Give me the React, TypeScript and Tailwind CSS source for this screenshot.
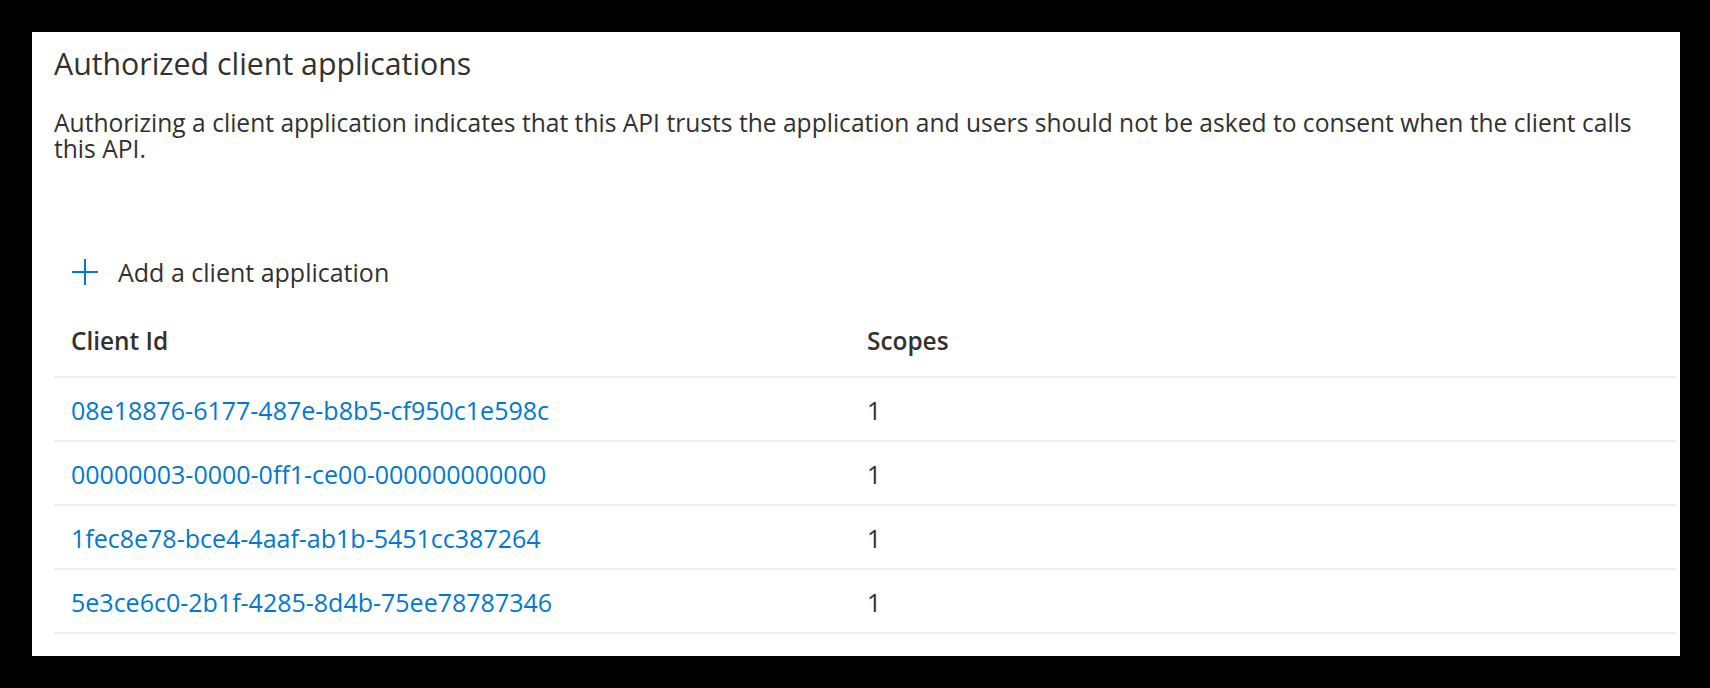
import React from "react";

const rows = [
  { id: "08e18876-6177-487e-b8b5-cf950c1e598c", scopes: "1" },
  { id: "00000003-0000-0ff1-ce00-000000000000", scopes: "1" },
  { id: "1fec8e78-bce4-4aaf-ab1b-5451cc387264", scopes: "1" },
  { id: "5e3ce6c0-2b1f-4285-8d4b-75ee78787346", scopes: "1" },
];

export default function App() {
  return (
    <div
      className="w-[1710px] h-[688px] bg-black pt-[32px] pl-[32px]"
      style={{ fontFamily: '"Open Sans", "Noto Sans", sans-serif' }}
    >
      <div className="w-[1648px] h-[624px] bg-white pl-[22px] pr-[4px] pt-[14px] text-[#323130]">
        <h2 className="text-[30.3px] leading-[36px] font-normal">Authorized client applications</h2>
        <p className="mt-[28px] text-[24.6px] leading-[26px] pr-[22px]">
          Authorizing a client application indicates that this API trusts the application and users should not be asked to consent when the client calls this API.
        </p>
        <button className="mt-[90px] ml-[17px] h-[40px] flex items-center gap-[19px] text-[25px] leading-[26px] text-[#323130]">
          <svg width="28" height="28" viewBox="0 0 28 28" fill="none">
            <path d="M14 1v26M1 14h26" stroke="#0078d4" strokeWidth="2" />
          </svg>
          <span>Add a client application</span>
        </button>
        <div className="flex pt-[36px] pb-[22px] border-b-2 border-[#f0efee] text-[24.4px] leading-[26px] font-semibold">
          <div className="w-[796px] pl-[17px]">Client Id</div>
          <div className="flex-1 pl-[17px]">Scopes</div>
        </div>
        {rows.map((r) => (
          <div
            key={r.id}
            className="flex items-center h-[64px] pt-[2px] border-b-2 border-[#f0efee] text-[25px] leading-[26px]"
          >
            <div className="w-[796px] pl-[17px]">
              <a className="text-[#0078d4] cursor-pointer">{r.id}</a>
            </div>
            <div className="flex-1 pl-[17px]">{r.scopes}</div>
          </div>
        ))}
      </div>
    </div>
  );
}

————————

• _Exercise_
Please take the lines from the beginning of the data above through the line holding "import React from" and transcribe them exactly, without any pictures.

• _Result_
Give me the React, TypeScript and Tailwind CSS source for this screenshot.
import React from "react";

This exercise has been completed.